Abigail Devereaux, assistant professor of economics and Institute for the Study of Economic Growth research fellow at Wichita State University’s Barton School of Business, was recently named a Public Choice and Public Policy Project Fellow by the American Institute for Economic Research.
Congratulations to all 21 individuals chosen as Public Choice and Public Policy Project Fellows. We all stand to benefit from their work. I’m especially excited to see the contributions of Abigail Devereaux. Her research and innovative thought leadership, as well as her numerous professional contributions, make her uniquely qualified for this exciting new AIER project.
The Public Choice and Public Policy Project was established Dec. 21, 2021 and is modeled on the success of the Sound Money Project. The project creates a network of scholars that will offer regular commentary and in-depth analysis on public policy using the tools of Public Choice Economics. The innovative scholars who make up this project seek to understand the reality of government decision making and the consequences those decisions have on the lives of everyone in society and to suggest alternatives to the romantic political notions that often dominate policy discussions.

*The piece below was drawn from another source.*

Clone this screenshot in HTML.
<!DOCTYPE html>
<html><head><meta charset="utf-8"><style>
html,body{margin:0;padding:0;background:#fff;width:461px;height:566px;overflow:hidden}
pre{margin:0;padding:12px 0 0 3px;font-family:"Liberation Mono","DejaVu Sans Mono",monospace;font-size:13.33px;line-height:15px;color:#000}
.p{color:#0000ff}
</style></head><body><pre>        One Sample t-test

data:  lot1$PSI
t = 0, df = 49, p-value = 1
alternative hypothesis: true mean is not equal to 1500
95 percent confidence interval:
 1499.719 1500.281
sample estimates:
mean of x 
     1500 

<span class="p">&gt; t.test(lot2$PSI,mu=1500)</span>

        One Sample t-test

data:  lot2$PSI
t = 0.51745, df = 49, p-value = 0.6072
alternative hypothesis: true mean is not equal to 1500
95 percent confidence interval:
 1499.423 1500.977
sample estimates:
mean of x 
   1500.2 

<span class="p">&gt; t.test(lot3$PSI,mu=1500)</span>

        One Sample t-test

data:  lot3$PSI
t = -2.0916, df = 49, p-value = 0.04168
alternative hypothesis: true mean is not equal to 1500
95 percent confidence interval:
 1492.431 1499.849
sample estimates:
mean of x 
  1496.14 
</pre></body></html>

I am honored to be named as a Fellow of the Public Choice and Public Policy Project. Public choice is a subfield of economics that applies economic theory to the political world. Elinor Ostrom, the first woman to win the Nobel Prize in economics, won for her work in public choice. We’re just starting to introduce public choice concepts in our economics pedagogy at Wichita State. I cover it in my Principles of Microeconomics course and much more extensively in my Economies in Transition course. I look forward to advancing Public Choice Economics alongside these incredibly talented, capable and accomplished scholars.

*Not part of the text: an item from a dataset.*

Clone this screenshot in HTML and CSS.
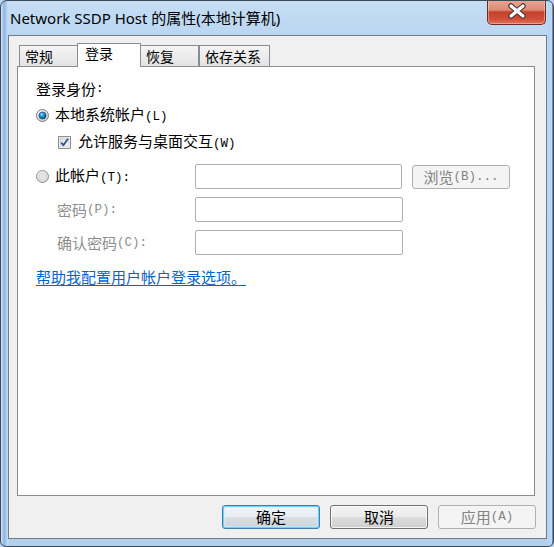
FILE: index.html
```html
<!DOCTYPE html>
<html lang="zh-CN">
<head>
<meta charset="utf-8">
<title>Network SSDP Host 的属性</title>
<link rel="stylesheet" href="styles.css">
</head>
<body>
<div class="win">
  <div class="titlebar">
    <div class="title">Network SSDP Host 的属性(本地计算机)</div>
    <div class="close">
      <svg width="59" height="25" viewBox="0 0 59 25">
        <path d="M24 7 L36 17 M36 7 L24 17" stroke="#4a3430" stroke-width="5.5" stroke-linecap="round" fill="none"/>
        <path d="M24 7 L36 17 M36 7 L24 17" stroke="#ffffff" stroke-width="3.2" stroke-linecap="round" fill="none"/>
      </svg>
    </div>
  </div>
  <div class="client">
    <div class="tabs">
      <div class="tab t1">常规</div>
      <div class="tab sel t2">登录</div>
      <div class="tab t3">恢复</div>
      <div class="tab t4">依存关系</div>
    </div>
    <div class="panel">
      <div class="row r-head">登录身份<span class="hw">:</span></div>
      <div class="row r-local">
        <svg class="radio" width="13" height="13" viewBox="0 0 13 13">
          <defs>
            <radialGradient id="rf" cx="0.35" cy="0.3" r="0.8">
              <stop offset="0" stop-color="#ffffff"/>
              <stop offset="1" stop-color="#c9c9c9"/>
            </radialGradient>
            <radialGradient id="dot" cx="0.4" cy="0.35" r="0.7">
              <stop offset="0" stop-color="#8fe6ff"/>
              <stop offset="0.45" stop-color="#1f8fd0"/>
              <stop offset="1" stop-color="#0b3e78"/>
            </radialGradient>
          </defs>
          <circle cx="6.5" cy="6.5" r="6" fill="url(#rf)" stroke="#7e7e7e"/>
          <circle cx="6.5" cy="6.5" r="3.6" fill="url(#dot)" stroke="#1a3f6a" stroke-width="0.6"/>
        </svg>
        <span>本地系统帐户<span class="hw">(L)</span></span>
      </div>
      <div class="row r-check">
        <svg class="check" width="13" height="13" viewBox="0 0 13 13">
          <defs>
            <linearGradient id="cb" x1="0" y1="0" x2="1" y2="1">
              <stop offset="0" stop-color="#dcdcdc"/>
              <stop offset="1" stop-color="#fbfbfb"/>
            </linearGradient>
          </defs>
          <rect x="0.5" y="0.5" width="12" height="12" fill="#ffffff" stroke="#8e8f8f"/>
          <rect x="2" y="2" width="9" height="9" fill="url(#cb)" stroke="#b9b9b9" stroke-width="0.6"/>
          <path d="M3.2 6.6 L5.4 9.2 L10 2.8" stroke="#2f4f9e" stroke-width="1.8" fill="none" stroke-linejoin="round"/>
        </svg>
        <span>允许服务与桌面交互<span class="hw">(W)</span></span>
      </div>
      <div class="row r-acct">
        <div class="lbl">
          <svg class="radio" width="13" height="13" viewBox="0 0 13 13">
            <defs>
              <radialGradient id="rf2" cx="0.4" cy="0.35" r="0.8">
                <stop offset="0" stop-color="#fdfdfd"/>
                <stop offset="1" stop-color="#cdcdcd"/>
              </radialGradient>
            </defs>
            <circle cx="6.5" cy="6.5" r="6" fill="url(#rf2)" stroke="#8e8f8f"/>
            <circle cx="6.5" cy="6.5" r="3.8" fill="#e4e4e4" stroke="#cfcfcf" stroke-width="0.6"/>
          </svg>
          <span>此帐户<span class="hw">(T):</span></span>
        </div>
        <div class="input i1"></div>
        <div class="btn dis browse">浏览<span class="hw">(B)...</span></div>
      </div>
      <div class="row r-pw">
        <div class="lbl sub dim">密码<span class="hw">(P):</span></div>
        <div class="input"></div>
      </div>
      <div class="row r-pw">
        <div class="lbl sub dim">确认密码<span class="hw">(C):</span></div>
        <div class="input"></div>
      </div>
      <div class="row r-link"><a class="link" href="#">帮助我配置用户帐户登录选项。</a></div>
    </div>
    <div class="buttons">
      <div class="btn def">确定</div>
      <div class="btn">取消</div>
      <div class="btn dis">应用<span class="hw">(A)</span></div>
    </div>
  </div>
</div>
</body>
</html>
```

FILE: styles.css
```css
html, body {
  margin: 0;
  padding: 0;
  background: #b8d3ee;
}

.win {
  width: 554px;
  height: 547px;
  box-sizing: border-box;
  border: 1px solid #3d4957;
  border-radius: 7px 7px 6px 6px;
  background:
    linear-gradient(90deg, #d6e8fa 0px, #8db4de 3px, #a9c9ec 5px, #c4ddf6 7px, transparent 8px),
    linear-gradient(270deg, #2e3b4a 0px, #bcdaf9 1px, #b3d4f7 5px, transparent 6px),
    linear-gradient(180deg, #c6def5 0px, #bcd7f2 30px, #b3cfec 100%);
  padding: 0 6px 0 7px;
  display: flex;
  flex-direction: column;
  overflow: hidden;
}

.titlebar {
  height: 34px;
  display: flex;
  align-items: flex-start;
  flex: none;
}

.title {
  margin-top: 7px;
  padding-left: 2px;
  font-family: "Noto Sans", "Noto Sans CJK SC", sans-serif;
  font-size: 15px;
  line-height: 20px;
  color: #000;
  white-space: nowrap;
}

.close {
  margin-left: auto;
  margin-top: -1px;
  margin-right: 1px;
  width: 59px;
  height: 25px;
  box-sizing: border-box;
  border: 1px solid #6b2a22;
  border-top: none;
  border-radius: 0 0 5px 5px;
  background: linear-gradient(180deg, #e9a795 0%, #dc8a75 42%, #c5412b 50%, #cf4f38 80%, #e0745a 100%);
  box-shadow: inset 0 0 0 1px rgba(255, 220, 210, 0.45);
  overflow: hidden;
}

.close svg {
  display: block;
  margin: -1px 0 0 -1px;
}

.client {
  flex: none;
  height: 504px;
  box-sizing: border-box;
  border: 1px solid #737b85;
  background: #f0f0f0;
  padding: 7px 10px 0 8px;
  display: flex;
  flex-direction: column;
  font-family: "Noto Sans CJK SC", "Noto Sans", sans-serif;
  font-size: 15px;
  color: #000;
}

.hw {
  font-family: "Liberation Mono", monospace;
  font-size: 12.5px;
}

/* tabs */
.tabs {
  height: 23px;
  display: flex;
  align-items: flex-end;
  padding-left: 2px;
  flex: none;
}

.tab {
  height: 21px;
  box-sizing: border-box;
  border: 1px solid #898c95;
  border-bottom: none;
  background: linear-gradient(180deg, #f4f4f4, #e4e4e4);
  font-size: 14px;
  line-height: 20px;
  padding-left: 5px;
  white-space: nowrap;
}

.t1 { width: 59px; }
.t2 { width: 64px; margin-left: -1px; }
.t3 { width: 59px; margin-left: -1px; }
.t4 { width: 71px; }

.tab.sel {
  height: 24px;
  margin-bottom: -1px;
  background: #ffffff;
  position: relative;
  z-index: 1;
  padding-left: 7px;
  line-height: 19px;
}

/* panel */
.panel {
  height: 430px;
  box-sizing: border-box;
  margin-right: 1px;
  border: 1px solid #898c95;
  background: #ffffff;
  padding: 13px 0 0 18px;
  display: flex;
  flex-direction: column;
  flex: none;
}

.row {
  display: flex;
  align-items: center;
  height: 18px;
  line-height: 18px;
  white-space: nowrap;
}

.radio, .check {
  display: block;
  flex: none;
}

.radio { margin-right: 6px; }
.check { margin-right: 7px; }

.r-local { margin-top: 8px; }
.r-check { margin-top: 9px; padding-left: 22px; }
.r-acct { margin-top: 13px; height: 25px; }
.r-pw { margin-top: 8px; height: 25px; }
.r-link { margin-top: 13px; }

.lbl {
  width: 159px;
  flex: none;
  display: flex;
  align-items: center;
}

.lbl.sub { padding-left: 21px; box-sizing: border-box; }
.dim { color: #8d8d8d; }

.input {
  width: 208px;
  height: 25px;
  box-sizing: border-box;
  border: 1px solid #adadad;
  border-radius: 2px;
  background: #ffffff;
  flex: none;
}

.input.i1 { width: 207px; }

.link {
  color: #0066cc;
  text-decoration: underline;
  text-underline-offset: 2px;
}

/* buttons */
.btn {
  width: 98px;
  height: 24px;
  box-sizing: border-box;
  border: 1px solid #707070;
  border-radius: 3px;
  background: linear-gradient(180deg, #f2f2f2 0%, #ebebeb 50%, #dddddd 51%, #cfcfcf 100%);
  box-shadow: inset 0 0 0 1px rgba(255, 255, 255, 0.75);
  display: flex;
  align-items: center;
  justify-content: center;
  line-height: 20px;
  font-size: 15px;
  color: #000;
  white-space: nowrap;
  flex: none;
}

.btn.def {
  border-color: #3c7fb1;
  box-shadow: inset 0 0 0 1px #6fd3f7, inset 0 0 0 2px rgba(200, 240, 255, 0.6);
  background: linear-gradient(180deg, #f1f5f8 0%, #e8edf1 50%, #d9dfe4 51%, #ccd4db 100%);
}

.btn.dis {
  border-color: #adb2b5;
  background: #f4f4f4;
  box-shadow: none;
  color: #838383;
}

.browse {
  margin-left: 10px;
}

.buttons {
  display: flex;
  justify-content: flex-end;
  gap: 10px;
  margin-top: 9px;
  flex: none;
}
```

A member of the Barton School’s faculty since 2020, Devereaux is a frequently published scholar on the topics of Game Theory, Complexity and Computability Theory, Theory of Entangled Political Economy, Combinatorial Growth Theory and Systems Theory. She has published in the Journal of Institutional Economics, The American Economist, Review of Austrian Economics, Cosmos & Taxis and Journal of Private Enterprise.
She is also recognized as an effective classroom instructor and mentor as an Assistant Professor of Economics in the W. Frank Barton School of Business. Devereaux has earned several distinctions in her career and is also currently a founding member of the Entangled Political Economy Research Network, a research fellow at the Independent Institute and a Faculty Affiliate at the Ostrom Workshop. In 2021, Devereaux and her co-author Dr. Linan Peng received the Elinor Ostrom Award on for their work on China’s Social Credit System.

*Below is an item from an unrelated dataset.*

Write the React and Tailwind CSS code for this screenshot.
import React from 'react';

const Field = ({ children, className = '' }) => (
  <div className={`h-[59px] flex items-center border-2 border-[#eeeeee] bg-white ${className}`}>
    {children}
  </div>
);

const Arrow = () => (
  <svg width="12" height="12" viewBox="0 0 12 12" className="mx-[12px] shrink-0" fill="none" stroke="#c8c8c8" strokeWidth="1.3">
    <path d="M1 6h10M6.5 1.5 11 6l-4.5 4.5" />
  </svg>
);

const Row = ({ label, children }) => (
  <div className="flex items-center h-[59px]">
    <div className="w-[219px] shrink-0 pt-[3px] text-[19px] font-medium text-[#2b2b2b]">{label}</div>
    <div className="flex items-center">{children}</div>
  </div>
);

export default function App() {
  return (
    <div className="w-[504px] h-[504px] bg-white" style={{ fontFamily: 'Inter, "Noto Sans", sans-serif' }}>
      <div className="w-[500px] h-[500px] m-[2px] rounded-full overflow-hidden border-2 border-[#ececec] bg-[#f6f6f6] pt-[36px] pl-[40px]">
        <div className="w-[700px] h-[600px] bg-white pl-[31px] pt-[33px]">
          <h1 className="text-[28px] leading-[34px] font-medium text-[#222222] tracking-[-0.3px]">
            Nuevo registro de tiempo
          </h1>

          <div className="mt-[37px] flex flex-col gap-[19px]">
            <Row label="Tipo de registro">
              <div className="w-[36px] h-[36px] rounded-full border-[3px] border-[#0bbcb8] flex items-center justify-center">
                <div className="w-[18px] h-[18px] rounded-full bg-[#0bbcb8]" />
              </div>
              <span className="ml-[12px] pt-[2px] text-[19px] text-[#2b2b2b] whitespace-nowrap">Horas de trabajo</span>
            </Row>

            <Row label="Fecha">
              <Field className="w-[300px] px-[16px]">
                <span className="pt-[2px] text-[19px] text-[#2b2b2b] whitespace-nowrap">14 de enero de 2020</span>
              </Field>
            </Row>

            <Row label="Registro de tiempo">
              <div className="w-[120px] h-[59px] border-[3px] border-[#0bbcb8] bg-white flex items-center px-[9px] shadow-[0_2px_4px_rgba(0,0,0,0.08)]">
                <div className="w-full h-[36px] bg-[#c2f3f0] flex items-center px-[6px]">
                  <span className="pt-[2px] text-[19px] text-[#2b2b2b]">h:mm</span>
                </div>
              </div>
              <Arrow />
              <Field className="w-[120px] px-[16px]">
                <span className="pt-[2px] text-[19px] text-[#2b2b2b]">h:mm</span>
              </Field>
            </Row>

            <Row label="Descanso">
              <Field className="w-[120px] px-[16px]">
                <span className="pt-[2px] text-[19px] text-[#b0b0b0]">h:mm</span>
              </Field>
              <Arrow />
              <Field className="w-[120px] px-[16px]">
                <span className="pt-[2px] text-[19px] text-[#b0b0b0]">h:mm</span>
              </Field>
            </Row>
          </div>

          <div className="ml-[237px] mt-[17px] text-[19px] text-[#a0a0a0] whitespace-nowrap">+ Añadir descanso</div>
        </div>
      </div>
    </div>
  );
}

Devereaux received her bachelor’s degree in physics and a master’s degree in mathematics from Boston University and a Ph.D. in economics from George Mason University. She won the Israel M. Kirzner award for her “Synecological Systems Theory: An Alternative Foundation for Economic Inquiry” written under the direction of Richard E. Wagner. Previously, she has been a PhD fellow at the Mercatus Center and a visiting PhD fellow at New York University’s Economics department and the Classical Liberal Institute.